While you can purchase a bonsai tree already growing, you might wonder how to grow bonsai from seed yourself.
Bonsai are trees and plants that are grown in containers. The definition of bonsai is an ornamental tree or shrub grown in a pot so that it is artificially prevented from reaching its normal size.
The practice of growing bonsai can be dated as far back as 1309. All sorts of trees and shrubs can be bonsai. Some of the popular varieties are pines and maples and flowering trees like cherry and plum.
Growing a bonsai from seed can be a rewarding process. It is not a difficult thing to do, but it does take time and patience.
Bonsai are just regular trees that are kept small by potting and pruning techniques. When growing bonsai from seed, it is very advantageous to use a Waterproof Seedling Heat Mat.
Advantages Of Growing Bonsai From Seed
When you start from seed, you have the satisfaction of being involved in every stage and growth aspect of your bonsai tree.
It will be a great sense of accomplishment to know that the tree is entirely your creation. You will have experienced the entire cycle of growth with your plant.
When you grow from seed, you can begin shaping and pruning much earlier in the tree's life.
You can start to train your tree much earlier than if you purchased a tree and had to re-train one already established.
Also, seeds are less expensive than purchasing a more mature plant.
Disadvantages of Growing Bonsai From Seed
As you might imagine, growing a bonsai from seed is going to take patience.
Also, sprouts and seedlings are delicate. You will need to wait about three years before you can start the pruning and shaping of your tree.
You might want to create a tree with seeds and, in addition, purchase an already established tree. The established tree will give you practice with shaping and pruning while you wait for your seeds to grow.
Choosing Seeds For Growing Bonsai Trees
You can go to your local nursery and check out the various packets of seeds, but you will not find any that are labeled "bonsai."
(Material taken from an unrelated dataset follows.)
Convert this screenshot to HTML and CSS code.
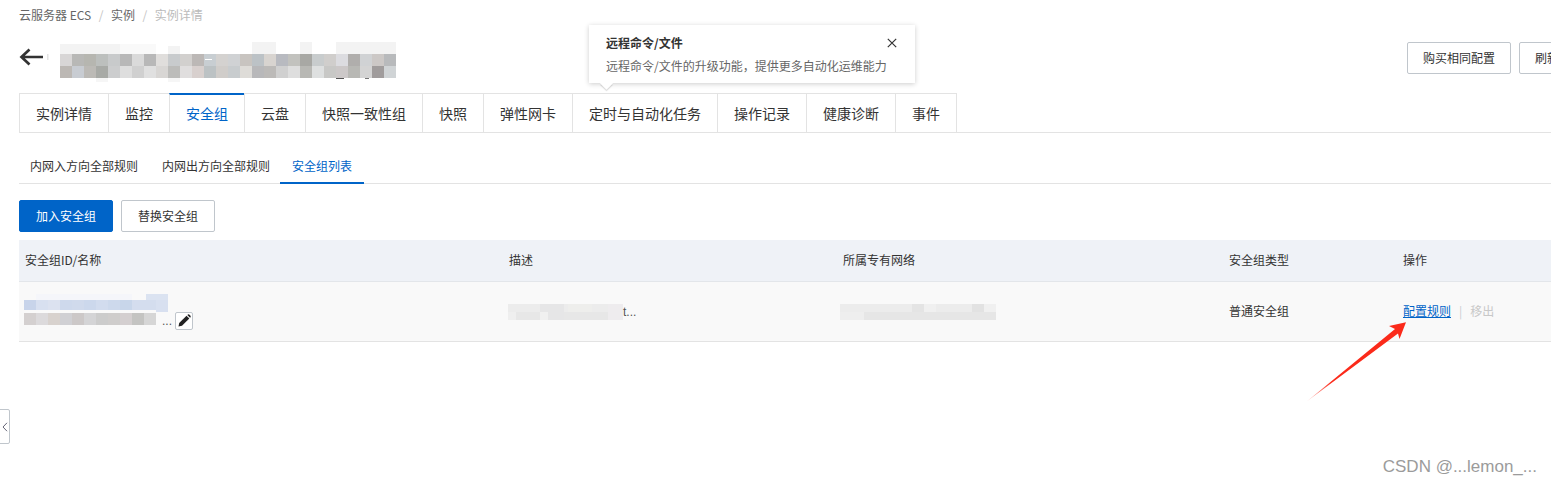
FILE: index.html
```html
<!DOCTYPE html>
<html lang="zh-CN">
<head>
<meta charset="utf-8">
<title>实例详情</title>
<link rel="stylesheet" href="styles.css">
</head>
<body>
<div class="page">
  <nav class="crumbs">
    <a>云服务器 ECS</a><i>/</i><a>实例</a><i>/</i><span>实例详情</span>
  </nav>
  <header class="head">
    <svg class="back" width="30" height="18" viewBox="0 0 30 18"><path d="M24 9H3.500M10.500 1.500 2.500 9l8 7.500" fill="none" stroke="#333" stroke-width="2.700"/><rect x="28" y="6" width="1.500" height="6" fill="#e4e4e4"/></svg>
    <svg class="mosaic-title" width="336" height="41" viewBox="0 0 336 41" shape-rendering="crispEdges">
      <g fill="#f3f3f3"><rect x="0" y="2" width="60" height="10"/><rect x="60" y="2" width="36" height="10" fill="#f9f9f9"/><rect x="108" y="4" width="12" height="8"/><rect x="192" y="0" width="24" height="12"/><rect x="240" y="0" width="12" height="12"/><rect x="276" y="0" width="60" height="12"/><rect x="36" y="36" width="12" height="4" fill="#f6f6f6"/><rect x="108" y="36" width="12" height="4" fill="#f6f6f6"/></g>
      <g>
        <rect x="0" y="12" width="12" height="12" fill="#d8d6d6"/><rect x="12" y="12" width="12" height="12" fill="#b8b8b6"/><rect x="24" y="12" width="12" height="12" fill="#b6b6b0"/><rect x="36" y="12" width="12" height="12" fill="#bcbfbd"/><rect x="48" y="12" width="12" height="12" fill="#c8cacb"/><rect x="60" y="12" width="12" height="12" fill="#b8b8b8"/><rect x="72" y="12" width="12" height="12" fill="#dadada"/><rect x="84" y="12" width="12" height="12" fill="#b8b8b8"/><rect x="96" y="12" width="12" height="12" fill="#e0dedc"/><rect x="108" y="12" width="12" height="12" fill="#c8cbcd"/><rect x="120" y="12" width="12" height="12" fill="#d2d0ce"/><rect x="132" y="12" width="12" height="12" fill="#bcb8b6"/><rect x="144" y="12" width="12" height="12" fill="#c8ced2"/><rect x="156" y="12" width="12" height="12" fill="#d4d2d0"/><rect x="168" y="12" width="12" height="12" fill="#d0d2d4"/><rect x="180" y="12" width="12" height="12" fill="#c8c4c0"/><rect x="192" y="12" width="12" height="12" fill="#bcc2c6"/><rect x="204" y="12" width="12" height="12" fill="#d8d4d0"/><rect x="216" y="12" width="12" height="12" fill="#b8bac0"/><rect x="228" y="12" width="12" height="12" fill="#c2c2be"/><rect x="240" y="12" width="12" height="12" fill="#a8a8a4"/><rect x="252" y="12" width="12" height="12" fill="#c8cccd"/><rect x="264" y="12" width="12" height="12" fill="#d0cecc"/><rect x="276" y="12" width="12" height="12" fill="#dcdce0"/><rect x="288" y="12" width="12" height="12" fill="#b0aeac"/><rect x="300" y="12" width="12" height="12" fill="#d0d2d4"/><rect x="312" y="12" width="12" height="12" fill="#ccc8c6"/><rect x="324" y="12" width="12" height="12" fill="#b8babc"/>
        <rect x="0" y="24" width="12" height="12" fill="#bcb8b4"/><rect x="12" y="24" width="12" height="12" fill="#c8ccd2"/><rect x="24" y="24" width="12" height="12" fill="#bcbab6"/><rect x="36" y="24" width="12" height="12" fill="#a8aaa6"/><rect x="48" y="24" width="12" height="12" fill="#cccdce"/><rect x="60" y="24" width="12" height="12" fill="#dedede"/><rect x="72" y="24" width="12" height="12" fill="#d0d0d0"/><rect x="84" y="24" width="12" height="12" fill="#e0e0e0"/><rect x="96" y="24" width="12" height="12" fill="#d8d6d4"/><rect x="108" y="24" width="12" height="12" fill="#bcbcba"/><rect x="120" y="24" width="12" height="12" fill="#e0dede"/><rect x="132" y="24" width="12" height="12" fill="#d8d0ce"/><rect x="144" y="24" width="12" height="12" fill="#bcc2c4"/><rect x="156" y="24" width="12" height="12" fill="#d0cdca"/><rect x="168" y="24" width="12" height="12" fill="#c8ccce"/><rect x="180" y="24" width="12" height="12" fill="#dedcd8"/><rect x="192" y="24" width="12" height="12" fill="#b8b8ba"/><rect x="204" y="24" width="12" height="12" fill="#bcbab8"/><rect x="216" y="24" width="12" height="12" fill="#d0d0d0"/><rect x="228" y="24" width="12" height="12" fill="#dedede"/><rect x="240" y="24" width="12" height="12" fill="#b8b8b4"/><rect x="252" y="24" width="12" height="12" fill="#dee0e0"/><rect x="264" y="24" width="12" height="12" fill="#c8c8c6"/><rect x="276" y="24" width="12" height="12" fill="#ccc8c8"/><rect x="288" y="24" width="12" height="12" fill="#b8b8b4"/><rect x="300" y="24" width="12" height="12" fill="#d4d4d4"/><rect x="312" y="24" width="12" height="12" fill="#a09c9c"/><rect x="324" y="24" width="12" height="12" fill="#d0d4d6"/>
      </g>
      <rect x="276" y="36" width="8" height="1" fill="#555"/><rect x="305" y="36" width="4" height="1" fill="#777"/><rect x="145" y="17" width="7" height="1" fill="#fff"/>
    </svg>
    <div class="head-actions">
      <button class="btn">购买相同配置</button>
      <button class="btn">刷新</button>
    </div>
  </header>
  <ul class="tabs">
    <li>实例详情</li><li>监控</li><li class="on">安全组</li><li>云盘</li><li>快照一致性组</li><li>快照</li><li>弹性网卡</li><li>定时与自动化任务</li><li>操作记录</li><li>健康诊断</li><li>事件</li>
  </ul>
  <ul class="subtabs">
    <li>内网入方向全部规则</li><li>内网出方向全部规则</li><li class="on">安全组列表</li>
  </ul>
  <div class="toolbar">
    <button class="btn btn-primary">加入安全组</button>
    <button class="btn">替换安全组</button>
  </div>
  <div class="table">
    <div class="tr th">
      <div>安全组ID/名称</div><div>描述</div><div>所属专有网络</div><div>安全组类型</div><div>操作</div>
    </div>
    <div class="tr td">
      <div class="name-cell">
        <svg class="mosaic-name" width="146" height="36" viewBox="0 0 146 36" shape-rendering="crispEdges">
          <rect x="12" y="0" width="96" height="6" fill="#f5f6fa"/><rect x="122" y="0" width="22" height="6" fill="#dbe3f1"/>
          <rect x="0" y="6" width="12" height="10" fill="#c8d4ea"/><rect x="12" y="6" width="12" height="10" fill="#d8e0f0"/><rect x="24" y="6" width="12" height="10" fill="#dce2f0"/><rect x="36" y="6" width="12" height="10" fill="#ced9ec"/><rect x="48" y="6" width="12" height="10" fill="#d0daec"/><rect x="60" y="6" width="12" height="10" fill="#ccd8ec"/><rect x="72" y="6" width="12" height="10" fill="#d2dcee"/><rect x="84" y="6" width="12" height="10" fill="#cdd9ec"/><rect x="96" y="6" width="12" height="10" fill="#c8d6ea"/><rect x="108" y="6" width="12" height="10" fill="#d4ddee"/><rect x="120" y="6" width="12" height="10" fill="#d4ddee"/><rect x="132" y="6" width="12" height="12" fill="#d8e0f0"/>
          <rect x="0" y="19" width="12" height="12" fill="#d4d0d0"/><rect x="12" y="19" width="12" height="12" fill="#dcdadc"/><rect x="24" y="19" width="12" height="12" fill="#d8d2ce"/><rect x="36" y="19" width="12" height="12" fill="#d0d0d4"/><rect x="48" y="19" width="12" height="12" fill="#ccc8c8"/><rect x="60" y="19" width="12" height="12" fill="#d4d4d6"/><rect x="72" y="19" width="12" height="12" fill="#cccccc"/><rect x="84" y="19" width="12" height="12" fill="#cfcdcc"/><rect x="96" y="19" width="12" height="12" fill="#d4cfd0"/><rect x="108" y="19" width="12" height="12" fill="#c4c4c2"/><rect x="120" y="19" width="12" height="12" fill="#d6d6d6"/>
        </svg>
        <span class="dots">...</span>
        <span class="edit"><svg width="13" height="13" viewBox="0 0 13 13"><path d="M0.500 12.500 1.200 9 8.500 1.700 11.300 4.500 4 11.800Z" fill="#222"/><path d="M9.300 0.900 10 0.400Q10.600 0 11.200 0.500L12.500 1.800Q13 2.400 12.600 3L12.100 3.700Z" fill="#222"/></svg></span>
      </div>
      <div class="desc-cell">
        <svg width="115" height="16" viewBox="0 0 115 16" shape-rendering="crispEdges">
          <rect width="115" height="8" fill="#ececec"/><rect x="0" y="8" width="115" height="8" fill="#e7e7e7"/><rect x="32" y="0" width="24" height="16" fill="#e6e6e7"/><rect x="0" y="8" width="8" height="8" fill="#efefef"/><rect x="32" y="8" width="8" height="8" fill="#f0f0f0"/><rect x="60" y="0" width="24" height="8" fill="#eeeeec"/><rect x="100" y="0" width="15" height="16" fill="#eeecee"/>
        </svg><span class="latin">t...</span>
      </div>
      <div class="vpc-cell">
        <svg width="156" height="16" viewBox="0 0 156 16" shape-rendering="crispEdges">
          <rect width="156" height="8" fill="#ececec"/><rect y="8" width="156" height="8" fill="#e6e6e6"/><rect x="0" y="8" width="24" height="8" fill="#eeeeee"/><rect x="72" y="0" width="12" height="8" fill="#e4e4e4"/><rect x="84" y="0" width="12" height="8" fill="#f0f0f0"/><rect x="132" y="0" width="12" height="8" fill="#e2e2e2"/><rect x="144" y="0" width="12" height="8" fill="#f0f0f0"/>
        </svg>
      </div>
      <div>普通安全组</div>
      <div class="ops"><a>配置规则</a><i>|</i><span>移出</span></div>
    </div>
  </div>
</div>

<aside class="pop">
  <button class="pop-close"><svg width="10" height="10" viewBox="0 0 10 10"><path d="M.8.8 9.200 9.200M9.200.8.800 9.200" stroke="#333" stroke-width="1.200" fill="none"/></svg></button>
  <h4>远程命令/文件</h4>
  <p>远程命令/文件的升级功能，提供更多自动化运维能力</p>
</aside>

<div class="collapse"><svg width="6" height="10" viewBox="0 0 6 10"><path d="M5 .8 1 5l4 4.200" fill="none" stroke="#667" stroke-width="1"/></svg></div>

<svg class="arrow" width="102" height="82" viewBox="0 0 102 82">
  <defs><linearGradient id="fade" x1="0" y1="1" x2="1" y2="0"><stop offset="0" stop-color="#fb2a1a" stop-opacity=".2"/><stop offset=".25" stop-color="#fb2a1a"/><stop offset="1" stop-color="#fb2a1a"/></linearGradient></defs>
  <path d="M.7 79.500 89 7 83 4 100 .3 93.500 17 92 11.500Z" fill="url(#fade)"/>
</svg>

<div class="mark">CSDN @...lemon_...</div>
</body>
</html>
```

FILE: styles.css
```css
* { box-sizing: border-box; }
html, body { margin: 0; padding: 0; height: 100%; }
body {
  width: 1551px;
  height: 485px;
  overflow: hidden;
  position: relative;
  background: #fff;
  color: #333;
  font: 12px/18px "Noto Sans CJK SC", "Liberation Sans", sans-serif;
}
ul { list-style: none; margin: 0; padding: 0; }
i { font-style: normal; }
button { font: inherit; cursor: pointer; }

.page { width: 1600px; padding: 6px 0 0 19px; }

.crumbs { display: flex; height: 18px; color: #666; }
.crumbs i { margin: 0 7.500px; color: #c4c4c4; }
.crumbs span { color: #bbb; }

.head { display: flex; align-items: flex-start; margin-top: 12px; height: 57px; }
.back { margin-top: 12px; margin-right: 11px; flex: none; }
.mosaic-title { margin-top: 6px; display: block; flex: none; }
.head-actions { margin-left: auto; margin-top: 6px; display: flex; gap: 8px; padding-right: 25px; }
.head-actions .btn { padding: 0 15px; }

.btn {
  height: 32px;
  padding: 0 16px;
  background: #fff;
  color: #333;
  border: 1px solid #c0c6cc;
  border-radius: 2px;
  white-space: nowrap;
}
.btn-primary { background: #0064c8; border-color: #0064c8; color: #fff; }

.tabs { display: flex; height: 40px; border-bottom: 1px solid #e3e3e3; width: 1532px; font-size: 14px; }
.tabs li {
  height: 39px;
  padding: 0 16px;
  line-height: 38px;
  border: 1px solid #e3e3e3;
  border-bottom: 0;
  margin-right: -1px;
  white-space: nowrap;
}
.tabs li.on { color: #0064c8; border-top: 2px solid #0064c8; line-height: 36px; }

.subtabs { display: flex; height: 51px; padding-top: 18px; border-bottom: 1px solid #e3e3e3; width: 1532px; }
.subtabs li { height: 32px; padding: 0 12px; line-height: 30px; white-space: nowrap; }
.subtabs li:first-child { padding-left: 11px; }
.subtabs li:nth-child(2) { padding-right: 10px; }
.subtabs li.on { color: #0064c8; border-bottom: 2px solid #0064c8; height: 33px; }

.toolbar { display: flex; gap: 8px; margin-top: 16px; }

.table { margin-top: 8px; width: 1532px; }
.tr { display: grid; grid-template-columns: 484px 334px 386px 174px 1fr; align-items: center; padding-left: 6px; padding-bottom: 2px; }
.th { height: 42px; background: #eff2f7; border-bottom: 1px solid #e3e6ea; }
.td { height: 60px; background: #f9f9f9; border-bottom: 1px solid #e3e3e3; }

.name-cell { display: flex; align-items: flex-end; height: 36px; margin: 2px 0 0 -1px; }
.mosaic-name { display: block; flex: none; }
.dots { flex: none; width: 10px; line-height: 12px; margin: 0 -5px 3px -8px; color: #555; font-family: "Liberation Sans", sans-serif; }
.edit {
  width: 18px; height: 18px;
  margin-left: 8px;
  border: 1px solid #c0c6cc;
  border-radius: 2px;
  background: #fff;
  display: flex; align-items: center; justify-content: center;
}
.desc-cell { display: flex; align-items: center; margin: 2px 0 0 -1px; }
.desc-cell svg, .vpc-cell svg { display: block; }
.latin { font-family: "Liberation Sans", sans-serif; color: #555; }
.vpc-cell { margin: 2px 0 0 -3px; }

.ops { display: flex; }
.ops a { color: #0064c8; text-decoration: underline; }
.ops i { margin: 0 8px; color: #c8ccd0; }
.ops span { color: #c8c8c8; }

.pop {
  position: absolute;
  left: 589px; top: 25px;
  width: 326px; height: 58px;
  padding: 9px 17px 0;
  background: #fff;
  box-shadow: 0 1px 5px rgba(0,0,0,.2);
}
.pop::after {
  content: "";
  position: absolute;
  left: 13px; bottom: -5px;
  width: 9px; height: 9px;
  background: #fff;
  transform: rotate(45deg);
  box-shadow: 1px 1px 1px rgba(0,0,0,.14);
}
.pop h4 { margin: 0; font-size: 12px; line-height: 18px; font-weight: 700; color: #333; }
.pop p { margin: 5px 0 0; line-height: 18px; color: #666; white-space: nowrap; }
.pop-close { position: absolute; right: 18px; top: 13px; padding: 0; border: 0; background: none; display: flex; }

.collapse {
  position: absolute;
  left: -1px; top: 409px;
  width: 11px; height: 35px;
  border: 1px solid #c0c6cc;
  border-radius: 0 2px 2px 0;
  background: #fff;
  display: flex; align-items: center; justify-content: center;
}

.arrow { position: absolute; left: 1306px; top: 322px; }

.mark {
  position: absolute;
  right: 14px; top: 458px;
  font: 17px/18px "Liberation Sans", sans-serif;
  color: #9b9b9b;
  white-space: nowrap;
}
```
As mentioned before, a bonsai refers to any plant grown in a small container to prevent it from reaching its normal size.
You can look at nurseries that carry various seeds like maple, wisteria, juniper, black cherry, and orange tree seeds to grow as bonsai. Try to choose a reputable supplier so that you are getting a quality seed.
You could also collect seeds yourself from plants in your area. If you collect seeds yourself, it is best to do so when the seeds are ripe, usually in late summer or early fall.
When it is your first time starting a bonsai tree from seed, it is best to choose a species that is native to your climate. That ensures that your seeds will have the right conditions to germinate and grow in.
Steps On How To Plant Bonsai Seeds
Your first objective will be to choose a planting container. You can start your seeds in a starter tray, but your seedlings will need to be moved to a pot or container once they have sprouted if you use a tray.
If you start with a small container, you will have to re-pot several times once your seedlings begin growing, as they will grow rapidly once they start.
Choose a pot that has adequate drainage to keep the roots from becoming soggy and rotting. Cover the bottom of your container with fine gravel or even sand to give your growing plant good drainage.
Whatever your start your seeds in, either a starter tray or container, use a potting compost or potting soil. Fill the container so that the soil is about ¾ to one inch below the rim.
Your seeds will need lots of nutrition once they start growing, ensuring that the soil or potting mix is nutrient-rich.
Pat the soil down lightly to settle it in the container, but don't tamp it down tightly as your seed's roots need to be able to spread out in the soil.
Use an implement, like a pencil, to make shallow holes in the soil to place the seeds. Give the seeds space, so don't plant them too closely together. By giving them room in between, the seeds will not become overcrowded once they germinate.
Once you have planted the seeds, put a thin layer of the soil over the top of the seeds. This layer should be about ½ to one inch thick, but no more than that. Take care not to plant the seeds too deep, or it could prevent them from germinating.
Once the seeds are planted, and the additional soil is placed on the top, the next step is to water the seeds. Do this step carefully so that you don't disturb the newly planted seeds.
You can use a spray bottle rather than pouring the water directly on the soil. Whichever way you choose to water, do so in a manner that will be the least disruptive to the soil and the seeds.
Place your container with the planted seeds in an area that is well ventilated. Indirect lighting is best at this point.
Placing your seeds on a Waterproof Seedling Heat Mat will also ensure that they have the proper soil temperature that they need to germinate.
Keep the soil damp, but it is essential that you do not over-water the seeds. During this period, it is crucial to keep the soil from drying out, but it is equally important not to let it get over-watered. You will need to take care to strike a balance between the two.
Once your seed starts to sprout, use a diluted solution of fertilizer. Again, take care not to over-fertilize as this will result in the new root systems becoming burned.
After the first year of growth, the seedlings can be separated and moved to their own pots.
It will be about three years before your tree is ready to be trained and shaped in the manner you prefer. This process takes time and patience, but it can be an enriching experience. You can create a plant that can be passed down through generations for your family to enjoy.